Comments 21 to 31 deal with verbose mode. Ignore them for now.

[1] The lowest number of steps before we get a result (arrive at 200). The initial value is Inf, so that the first match will be lower - regardless of the actual value.

[2] We collect the paths (the strings with +/*) where the result is 200.

[3] For all the integers from 0 to Infinity,

[4] • convert the number to binary (base 2).

[5] The value starts with 1.

[6] The path is empty before we add plusses and/or stars. We need this to show how we arrived at the number.

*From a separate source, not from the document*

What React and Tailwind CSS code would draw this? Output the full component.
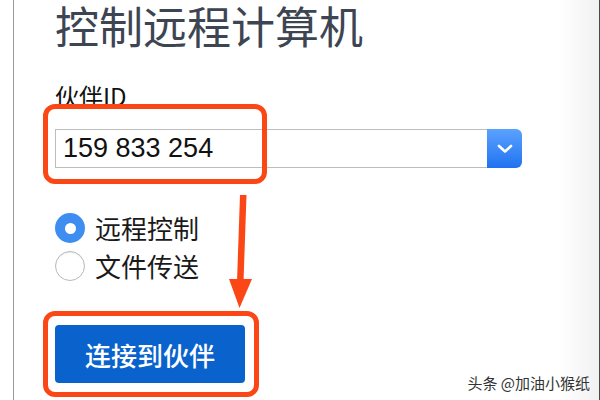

[7] We iterate over the binary digits.

[8] • If it is 1, we double the value - and add «*» to the path.

[9] • If not (i.e. it is 0), we add 1 to the value - and add «+» to the path.

[10] If the value is 200,

[11] • save the path. (The idea is that if we have a match at e.g. «101010» a future iteration over «10101010» will be stopped when it reaches 200 before considering the two extra digits.)

[12] • Show the match (number of steps, and the path).

[13] Note this as the lowest match.

[14] If the current value is > 200, we have missed the target and can abort this number (and any remaining binary digits).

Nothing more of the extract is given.